O mundo deve o Exército Vermelho a preservação do local, intacto, até hoje. Estive lá há alguns anos, em viagem de férias pelo Leste europeu. É um horror, mas merece ser visto. É a prova de que a racionalidade e o humanismo não são a mesma coisa. https://www.youtube.com/watch?v=2MU5YPjziR4

É preciso reconhecer que a "banalização do mal", como sustentou Hanna Arendt sobre o Holocausto, é um fenômeno inerente ao totalitarismo de um modo geral e não apenas aos campos de concentração nazistas. Não foi à toa que o livro de  Grosmann esteve proibido por tanto tempo.

A censura

Somente em 2013, o Serviço de Segurança Federal transferiu para o Arquivo de Literatura e Arte do Estado o manuscrito completo do romance "Vida e Destino", que ficava em um arquivo de acesso restrito. Agora, pesquisadores poderão analisar os rascunhos e os capítulos inéditos da obra. A filha e a neta do escritor estiveram presentes na cerimônia de transferência.

Grossman foi um notável repórter na guerra. Correspondente no front do jornal militar soviético Krasnaia zvezda (Estrela vermelha), esteve em Stalingrado e presenciou a libertação dos campos de extermínio nazistas de Majdanek e Treblinka. Seus relatos sobre o que encontrou ali foram usados como testemunhos de acusação nos tribunais de Nuremberg, quando criminosos de guerra foram levados a julgamento. A mãe de Grossman, Yekaterina Saviélievna, a quem Vida e destino é dedicado, foi assassinada pelos alemães em Berdichev.

Escreveu o livro ao longo de dez anos, de 1950 até 1960, como continuação de um romance sobre a Batalha de Stalingrado de grande sucesso (Por uma causa justa), mas nunca chegou a vê-lo publicada. Deprimido com a apreensão do livro, escreveu ao primeiro secretário do Comitê Central do Partido Comunista da União Soviética, Nikita Kruschev:

"Os métodos com os quais querem deixar em sigilo tudo o que aconteceu com o meu livro não são métodos de combate à mentira ou à calúnia. Não é assim que se luta contra a mentira. Assim se luta contra a verdade. Não há nenhum sentido em minha liberdade física, quando o livro ao qual eu dediquei a minha vida encontra-se preso. Peço liberdade para o meu livro."

Os materiais foram mantidos na KGB, embora eles não contivessem a indicação de sigilo oficial, e uma cópia do romance sobreviveu aos cuidados de um amigo do escritor, o poeta Semion Lípkin. Em 1970, foi possível levar essa cópia para o exterior. 

Um filme a ser visto

A propósito, está em cartaz um grande e delicado filme que tem como pano de fundo o Holocausto: Ida, de Pawel Pawlikowski, representante da Polônia na disputa pelo Oscar de Melhor Filme Estrangeiro em 2015. Assisti neste domingo e recomendo. 

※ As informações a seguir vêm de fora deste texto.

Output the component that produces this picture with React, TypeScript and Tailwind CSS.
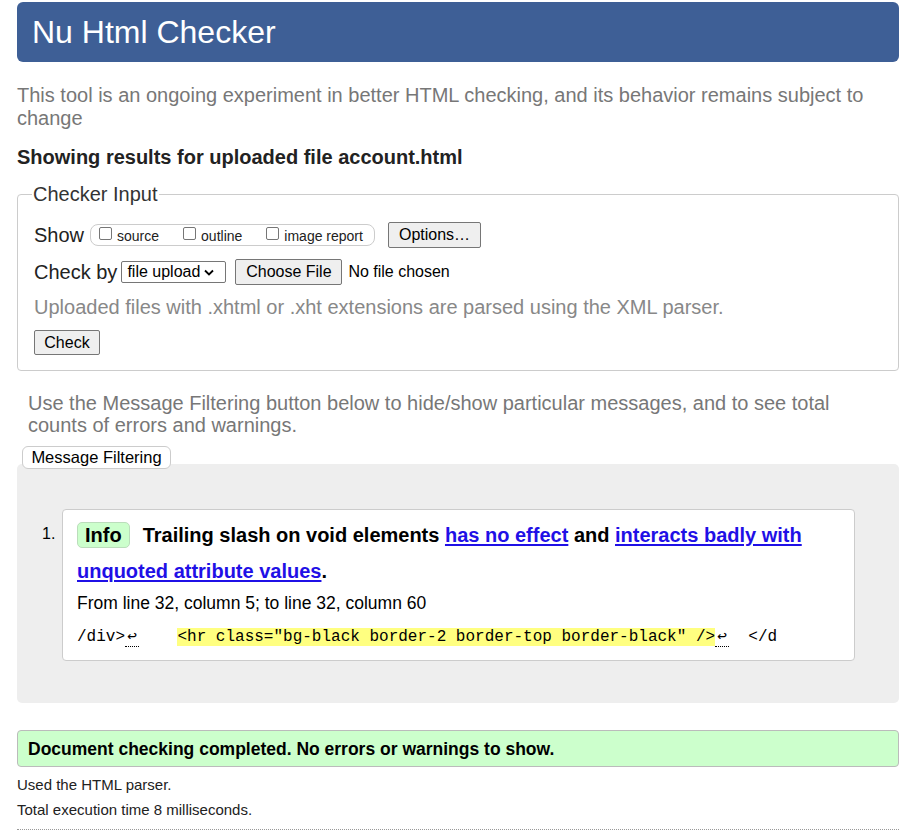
const link = "text-[#1f10e6] underline underline-offset-2";
const ret = "inline-block w-[14px] text-center border-b border-dotted border-black leading-[17px]";

function Checkbox({ label }: { label: string }) {
  return (
    <label className="flex items-center gap-[5px]">
      <span className="w-[13px] h-[13px] border border-[#767676] rounded-[2px] bg-white -mt-[4px]" />
      <span className="mt-[2px]">{label}</span>
    </label>
  );
}

function Btn({ children, className = "" }: { children: React.ReactNode; className?: string }) {
  return (
    <button className={"bg-[#efefef] border border-[#767676] rounded-[2px] text-black leading-none " + className}>
      {children}
    </button>
  );
}

export default function App() {
  return (
    <div className="pl-[17px] pr-[12px] pt-[2px] pb-6 bg-white text-[#222] font-['Liberation_Sans',Arial,sans-serif]">
      <div className="h-[60px] bg-[#3e5f96] rounded-[6px] flex items-center pl-[15px]">
        <h1 className="text-white text-[32px]">Nu Html Checker</h1>
      </div>

      <p className="mt-[22px] text-[20px] leading-[23px] text-[#777]">
        This tool is an ongoing experiment in better HTML checking, and its behavior remains subject to change
      </p>

      <p className="mt-[15px] text-[20px] leading-[24px] font-bold text-[#222]">
        Showing results for uploaded file account.html
      </p>

      <fieldset className="mt-[13px] border border-[#ccc] rounded-[4px] pl-[16px] pr-4 pb-[15px]">
        <legend className="text-[20px] leading-[24px] text-[#333] px-[1px] -ml-[2px]">Checker Input</legend>

        <div className="flex items-center mt-[16px] h-[26px]">
          <span className="text-[20px] text-[#222]">Show</span>
          <div className="ml-[6px] flex items-center h-[22px] w-[285px] border border-[#ccc] rounded-[8px] pl-[8px] text-[14px] gap-[24px]">
            <Checkbox label="source" />
            <Checkbox label="outline" />
            <Checkbox label="image report" />
          </div>
          <Btn className="ml-[13px] h-[26px] w-[93px] text-[16px]">Options…</Btn>
        </div>

        <div className="flex items-center mt-[11px] h-[26px]">
          <span className="text-[20px] text-[#222]">Check by</span>
          <div className="ml-[4px] h-[22px] w-[105px] border border-[#767676] rounded-[2px] flex items-center pl-[5px] text-[16px] text-black">
            <span>file upload</span>
            <svg className="ml-[4px]" width="10" height="7" viewBox="0 0 10 7">
              <path d="M1 1.5l4 4 4-4" fill="none" stroke="#000" strokeWidth="1.8" />
            </svg>
          </div>
          <Btn className="ml-[9px] h-[26px] w-[107px] text-[16px]">Choose File</Btn>
          <span className="ml-[6px] text-[16px] text-black">No file chosen</span>
        </div>

        <p className="mt-[11px] text-[20px] leading-[23px] text-[#888]">
          Uploaded files with .xhtml or .xht extensions are parsed using the XML parser.
        </p>

        <Btn className="mt-[11px] h-[25px] w-[66px] text-[16px]">Check</Btn>
      </fieldset>

      <p className="mt-[21px] ml-[11px] w-[820px] text-[20px] leading-[22px] text-[#777]">
        Use the Message Filtering button below to hide/show particular messages, and to see total counts of errors and warnings.
      </p>

      <div className="mt-[10px]">
        <button className="relative z-10 ml-[5px] h-[23px] w-[149px] bg-white border border-[#ccc] rounded-[6px] text-[16.5px] leading-none text-black">
          Message Filtering
        </button>
        <div className="-mt-[6px] bg-[#eee] rounded-[5px] pl-[25px] pr-[44px] pt-[45px] pb-[42px]">
          <div className="flex">
            <span className="w-[20px] pt-[17px] text-[16px] text-black leading-none">1.</span>
            <div className="flex-1 bg-white border border-[#ccc] rounded-[4px] pl-[14px] pr-4 pt-[12px] pb-[13px]">
              <p className="text-[20px] leading-[36px] font-bold text-black -mt-[5px]">
                <span className="inline-block bg-[#ccffcc] border border-[#bbddbb] rounded-[5px] px-[7px] leading-[24px] mr-[13px]">Info</span>
                Trailing slash on void elements <a className={link} href="#">has no effect</a> and{" "}
                <a className={link} href="#">interacts badly with unquoted attribute values</a>.
              </p>
              <p className="mt-[4px] text-[17.5px] leading-[20px] text-black">From line 32, column 5; to line 32, column 60</p>
              <p className="mt-[14px] font-['Liberation_Mono',monospace] text-[16px] leading-[20px] text-black whitespace-pre">
                /div&gt;<span className={ret}>↩</span>
                {"    "}
                <span className="bg-[#ffff80]">&lt;hr class="bg-black border-2 border-top border-black" /&gt;</span>
                <span className={ret}>↩</span>
                {"  "}&lt;/d
              </p>
            </div>
          </div>
        </div>
      </div>

      <div className="mt-[27px] h-[37px] bg-[#ccffcc] border border-[#bbb] rounded-[4px] flex items-center pl-[10px]">
        <p className="text-[17.5px] font-bold text-black">Document checking completed. No errors or warnings to show.</p>
      </div>

      <p className="mt-[10px] text-[15px] leading-[16px] text-[#222]">Used the HTML parser.</p>
      <p className="mt-[9px] text-[15px] leading-[16px] text-[#222]">Total execution time 8 milliseconds.</p>
      <div className="mt-[11px] border-b border-dotted border-[#999]" />
    </div>
  );
}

A trama é um reencontro com o passado, mas o grande objeto da narrativa é a jornada de uma jovem noviça que inicia a vida adulta e é obrigada a conviver com erros e decepções de uma tia comunista, antes de fazer seus votos. A tia pecadora e cheia de culpas coloca em xeque sua vocação: como fazer o sacrifício dos votos se não conhece o pecado?